As investigações da Lava Jato em Curitiba comprovaram que Camargo fez
pagamentos a Baiano em dois momentos: US$ 14 milhões entre 2006 e 2007 e
R$ 4,4 milhões. Essa segunda fase de repasses, segundo Camargo, está
relacionada às cobranças de Eduardo Cunha. Em suas alegações finais no
processo, Camargo disse que pagou o deputado "sob ameaças".
As investigações da Operação Lava Jato indicaram que de fato as empresas
de Camargo remeteram, em 12 operações, um total de R$ 4,4 milhões entre
dezembro de 2011 e outubro de 2012 para empresas controladas por
Baiano. Os requerimentos da deputada Solange datam do segundo semestres
de 2011, antes dos primeiras repasses.
Em sentença,
Moro escreveu que "restou provado pelo menos o pagamento de US$ 14,3
milhões e de R$ 4,4 milhões de vantagem indevida" a Nestor Cerveró e
Fernando Baiano. Convertendo os dólares em reais, o juiz apontou um
total de R$ 54 milhões "como produto do crime". Em sua decisão, Moro
condenou os réus a devolverem o valor aos cofres públicos.
A investigação da Lava Jato demonstrou que Baiano era o controlador das
contas abertas em nome das firmas offshore Three Lions Energy, mantida
no banco Leu, em Genebra, da Falcon Equity, na Suíça, e da 3 Lions Heavy
Industries em Hong Kong.
O juiz federal condenou Baiano a 16 anos de prisão e Cerveró, a 12 anos e
três meses. Camargo também foi condenado, mas teve a pena abrandada por
ter feito o acordo de delação premiada a se comprometido a devolver
dinheiro.
OUTRO LADO
Cunha disse estar 'absolutamente sereno' com a denúncia a seu respeito e afirmou ser inocente.

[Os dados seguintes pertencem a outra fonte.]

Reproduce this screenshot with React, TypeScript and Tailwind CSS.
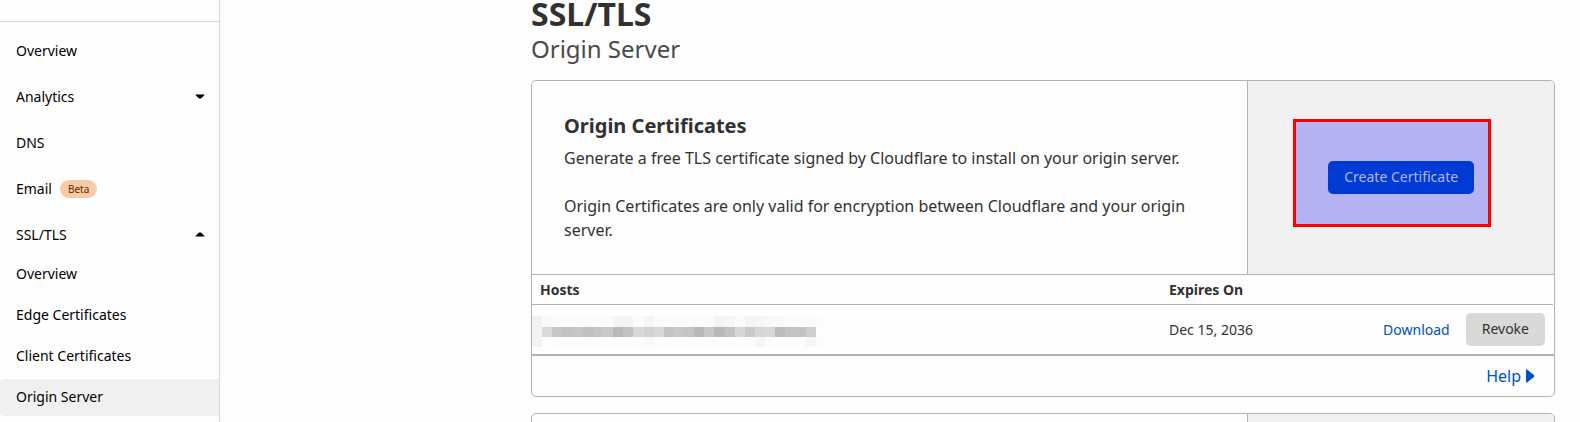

O advogado de Nestor Cerveró, Edson Ribeiro, afirmou que o ex-diretor da
Petrobras nunca recebeu vantagens indevidas ou esteve envolvido em
esquemas criminosos no exercício do cargo na área internacional da
estatal. Segundo Ribeiro, as provas obtidas nas investigações da Lava
Jato confirmam a inocência de Cerveró.
A Folha não conseguiu contato com a defesa de Fernando Soares. Em
manifestações anteriores, os advogados de Soares negam que ele tenha se
beneficiado ou atuado no repasse de propinas de fornecedoras da
Petrobras.
A reportagem não localizou representantes da empresa Mitsui.